Sheltering Strangers
Phobias are irrational fears, fears
that are unreasonable but have become so strongly embedded that they
precipitate acting-out or avoidance behaviour as if the feared danger
were real. Flight phobics, for instance, will stay at home, avoid
traveling to see a family member overseas even though air travel is
statistically far safer than auto travel. A young Canadian man will
walk into a mosque and shoot 18 people, 6 of whom will die. Many
Christians are somewhat fearful about admitting refugees to our
country and communities, but if that fear should escalate to “acts
of harassment or violence,” according to Elghawaby, the word
Islamophobia would apply.
A
motion in the Canadian parliament to study and propose deterrents to
Islamophobia and any
other discrimination based on religion drew considerable debate; some
opposition members felt that the motion shouldn’t use the word
Islamophobia, but
should address all discrimination based on religion equally.
Civil
war, violent insurgencies and hunger have resulted in massive
migrations of people recently; the resulting chaos has predictably
raised apprehension and even Islamophobia in the Western World. A
dilemma has arisen for many Christians: knowing that the gospel
strongly urges kindness and hospitality to strangers, a reluctance to
do so in this case requires that actions or inactions that neither
support nor encourage such hospitality have to be rationalized. Call
it cognitive dissonance,
as a psychologist would, but a refusal to be hospitable when
motivated by fear or phobia has to include an admission that in
this case, our role as servants
of Christ in a shattered world will be set aside for
not-in-my-backyard reasons.
Some
have implied to me that the fact
that Islam is a false religion—not
to mention dangerous—is
relevant in this case. Come on. Every
religion except yours and mine
is false, otherwise why would we cling to ours and reject others?

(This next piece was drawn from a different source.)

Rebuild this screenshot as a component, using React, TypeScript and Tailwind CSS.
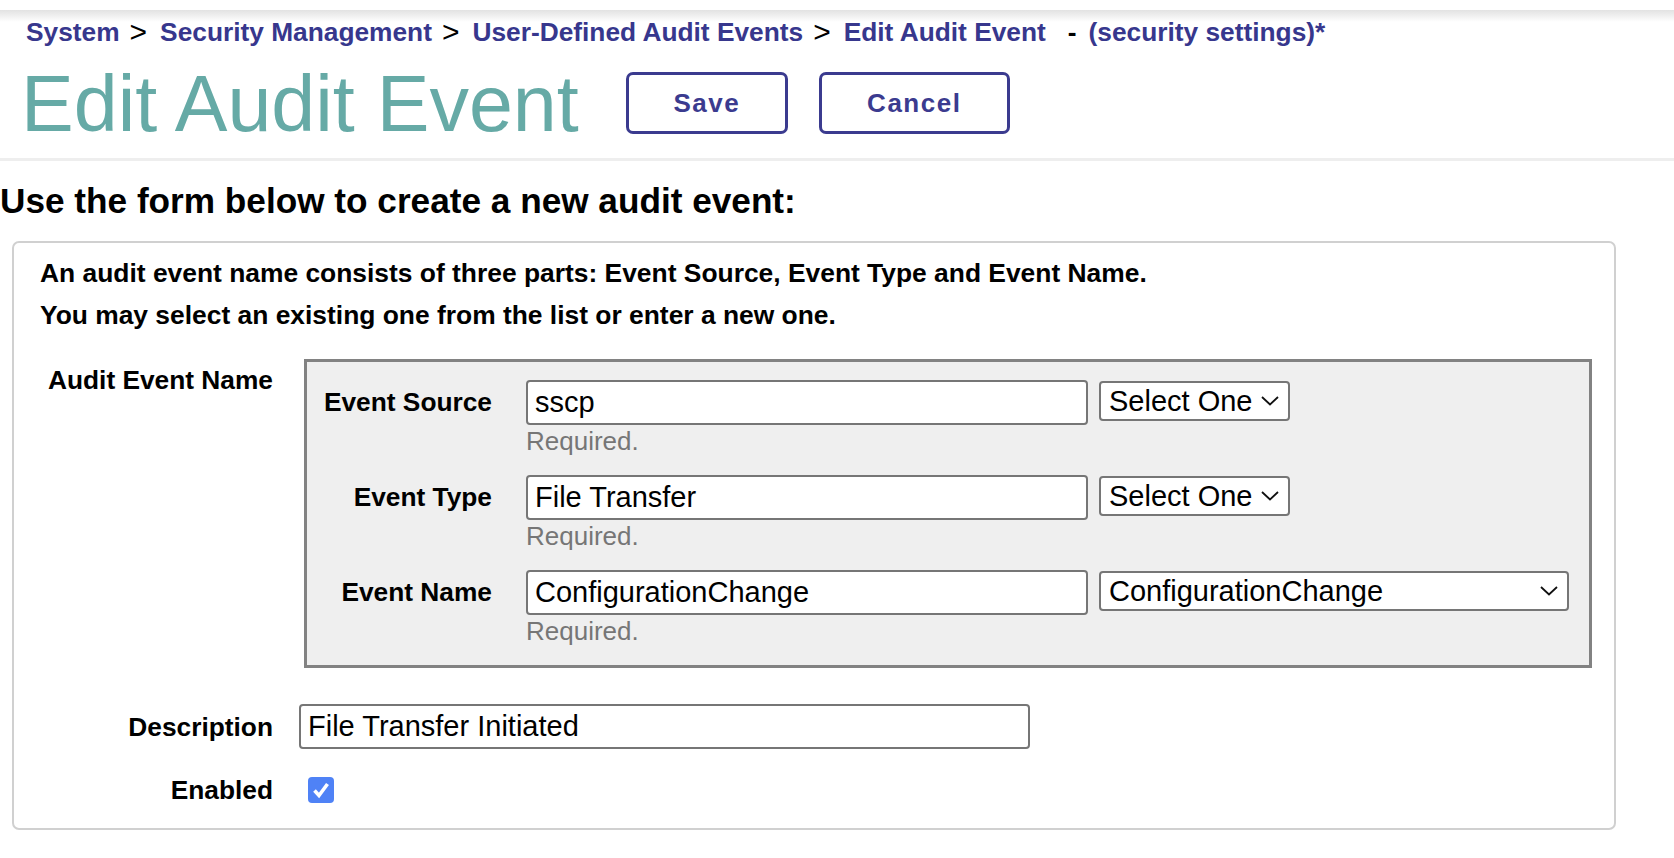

Duh. The Mennonite refugees who flooded into the prairies in the
1870s, the 1890s and the 1920s were exceedingly threatening to the
existing citizenry. These German-speakers wanted to settle in
homogenous blocks (ghettos?), wanted to run their own schools and had
negotiated a guarantee that if Canada were ever at war, they wouldn’t
be called upon to help defend it. And they clung tenaciously to
customs and language in a country where English and French were the
established linguas franca.
Why are we letting these people in??
A rethinking in the
Christian Church about what the separation of church and state
means in light of the gospel today is way overdue. If we say that we
serve a higher master than kings and governments, that we inhabit a
kingdom founded by Christ, how can we then revert to patriotism and
xenophobia when our nation state is reported to be threatened? How
can we so easily forget that boundaries and borders are all
artificially drawn and that all of humanities’ home for the
duration of their lives is planet earth, much more-relevantly than
are Canada, USA, Venezuela, New Zealand, Yemen or Turkestan? Unless,
of course, we adopt the “God Bless America” or the “Make
America Great Again” or the “God keep our land, glorious and
free” or “Deutschland Über
Alles” mentalities as our own.
It’s where many
Christians in the West have gone wildly astray, turning themselves
from Christians-residing-in-America, for instance, into
Americans-attending-church. In that scenario, greatness of
country is easily equated with God’s favour; a heresy of
such proportions that even the election of a narcissistic demagogue
who promises to make the country great again is applauded in
churches.
Ideally, our
discussions around the refugee crisis should also tackle more
fundamental matters, like the causes of refugee crises, for
starters. The saddest part of all this is not that we’re hesitant
and afraid about being generous to refugees, the saddest part is that
there are people out there who are forcing others to flee their homes
in search of safety. Through unfair trade practices, interference in
others’ affairs, profiteering supported by military might, colonial
subjugation and exploitation, etc., we have built the conditions for
hatred and despair brick by brick.
And then profited
doubly by selling arms to the belligerents we’ve created. It’s a
scenario that’s been replayed time and again in human history.
Sheltering refugees
is clearly a Christian’s and any humanistic movement’s privilege
and duty. To do so without exerting what influence we can against
the reasons for the desperate migrations seems a little like repeatedly putting out pails to catch drips instead of fixing the leak in the roof. It gives the idea of “wrestling against principalities and
powers” a whole new ring. (Ephesians 6:12)
“In Him the distinctions
between Jew and Gentile, slave and free man, male and female,
disappear; you are all one in Christ Jesus. (Galatians
3:28, Weymouth New Testament)
"At
the root of all war is fear." Thomas
Merton
"Every
war is against the world and every war against the world is lost."